Respetando la última voluntad de la muchacha, es enterrada con su traje de novia y cubierta bajo un manto de flores blancas en el llamado «tramo de los pobres» de la Necrópolis de Colón.

Sus restos serían exhumados a los tres años para pasar a engrosar el osario común del camposanto, una práctica común entre las familias más humildes, incapacitadas para sufragar las cuantiosas tarifas funerarias.

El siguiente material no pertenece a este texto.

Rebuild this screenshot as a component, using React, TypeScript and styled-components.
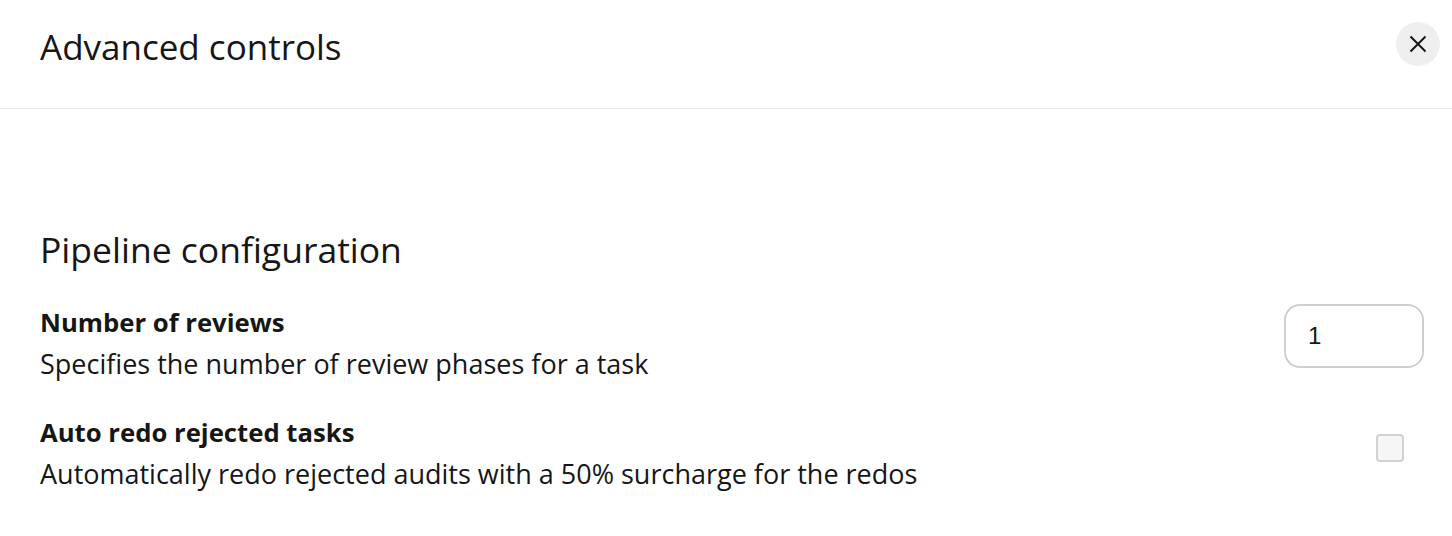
import React from "react";
import styled, { createGlobalStyle } from "styled-components";

const Global = createGlobalStyle`
  html, body { margin: 0; padding: 0; background: #fff; }
  body { font-family: "Open Sans", "Noto Sans", sans-serif; color: #161616; }
  * { box-sizing: border-box; }
`;

const Page = styled.div`
  width: 1452px;
  height: 536px;
  display: flex;
  flex-direction: column;
  background: #fff;
`;

const Header = styled.header`
  height: 109px;
  flex-shrink: 0;
  border-bottom: 1px solid #ececec;
  display: flex;
  align-items: center;
  justify-content: space-between;
  padding: 0 12px 16px 40px;
`;

const Title = styled.h1`
  margin: 0;
  font-size: 35px;
  font-weight: 400;
  line-height: 1;
  color: #161616;
`;

const CloseButton = styled.button`
  width: 44px;
  height: 44px;
  border-radius: 50%;
  border: none;
  background: #efefef;
  display: flex;
  align-items: center;
  justify-content: center;
  padding: 0;
  cursor: pointer;
  margin-bottom: 5px;
`;

const Body = styled.main`
  padding: 118px 28px 0 40px;
  display: flex;
  flex-direction: column;
`;

const SectionTitle = styled.h2`
  margin: 0 0 36px;
  font-size: 35.5px;
  font-weight: 500;
  line-height: 44px;
  color: #161616;
`;

const SettingRow = styled.div`
  display: flex;
  justify-content: space-between;
  align-items: flex-start;
  margin-bottom: 37px;
`;

const SettingText = styled.div`
  display: flex;
  flex-direction: column;
  gap: 9px;
`;

const Label = styled.div`
  font-size: 25.7px;
  font-weight: 700;
  line-height: 32px;
`;

const Description = styled.div`
  font-size: 27px;
  font-weight: 400;
  line-height: 32px;
`;

const NumberInput = styled.input`
  width: 140px;
  height: 64px;
  margin-top: -3px;
  border: 2px solid #cfcfcf;
  border-radius: 16px;
  padding: 0 22px;
  font-family: "Liberation Sans", Arial, sans-serif;
  font-size: 24px;
  color: #161616;
  outline: none;
  background: #fff;
`;

const Checkbox = styled.span`
  width: 28px;
  height: 28px;
  margin-top: 17px;
  margin-right: 20px;
  border: 2px solid #d2d2d2;
  border-radius: 4px;
  background: #f6f6f6;
  display: inline-block;
`;

export default function App() {
  return (
    <>
      <Global />
      <Page>
        <Header>
          <Title>Advanced controls</Title>
          <CloseButton aria-label="Close">
            <svg width="18" height="18" viewBox="0 0 18 18">
              <path d="M1.5 1.5L16.5 16.5M16.5 1.5L1.5 16.5" stroke="#161616" strokeWidth="2" />
            </svg>
          </CloseButton>
        </Header>
        <Body>
          <SectionTitle>Pipeline configuration</SectionTitle>
          <SettingRow>
            <SettingText>
              <Label>Number of reviews</Label>
              <Description>Specifies the number of review phases for a task</Description>
            </SettingText>
            <NumberInput type="text" defaultValue="1" />
          </SettingRow>
          <SettingRow>
            <SettingText>
              <Label>Auto redo rejected tasks</Label>
              <Description>Automatically redo rejected audits with a 50% surcharge for the redos</Description>
            </SettingText>
            <Checkbox />
          </SettingRow>
        </Body>
      </Page>
    </>
  );
}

Francisco intentó en vano recaudar fondos para cubrir las cuotas. En un último y desesperado intento por preservar el descanso eterno de su amada, recurrió a un amigo cirujano para reclamar el esqueleto de Irene, alegando que sería donado para un supuesto estudio anatómico.

Sin embargo, cuando Francisco se presentó ante los sepultureros éstos le comunicaron que el permiso del médico no tenía validez ya que, al ser la causa de la muerte una enfermedad infecciosa, los despojos no podían salir del recinto para evitar contagios.

Aún así, Francisco consiguió finalmente eludir los obstáculos burocráticos mediante el soborno. Una vez en su casa, decidió poner a buen recaudo los restos de Irene; de ese modo, llegado el momento de su muerte, los dos podrían al fin descansar juntos.

Es en este punto donde la realidad difiere de la ficción: Francisco, lejos de «celebrar sus bodas con la muerta», conservó lo que quedaba de ella con auténtica devoción e infinito respeto.

Por desgracia, los rumores de su pasión necrófila comenzaron a circular por la villa. El miedo de sus vecinos a un posible brote tuberculoso y el temor ante las posibles represalias policiales, obligaron al joven a poner tierra de por medio.

Para cuando Francisco regresó a La Habana varios años después, el bolero de Villalón ya corría de boca en boca. Al visitar la barbería del barrio, regentada por su amigo Guillermo Muñiz, éste le confesó a Francisco que fue él quien relató los hechos al mismísimo Julio Flórez; y que fue allí mismo, en el propio sillón de la barbería, donde el colombiano escribió de un tirón el poema.

Al empeñarnos en seguir el hilo, corremos el riesgo de perdernos en la madeja. Tal vez por eso, al final de nuestro recorrido el Raska-Yú de Bonet de San Pedro adquiere las dimensiones de un Pierre Menard posmoderno, prestándose a cuestionar el papel del autor y los límites de la propia obra.

Como todo en la vida, es una simple cuestión de perspectiva. Elijan ustedes.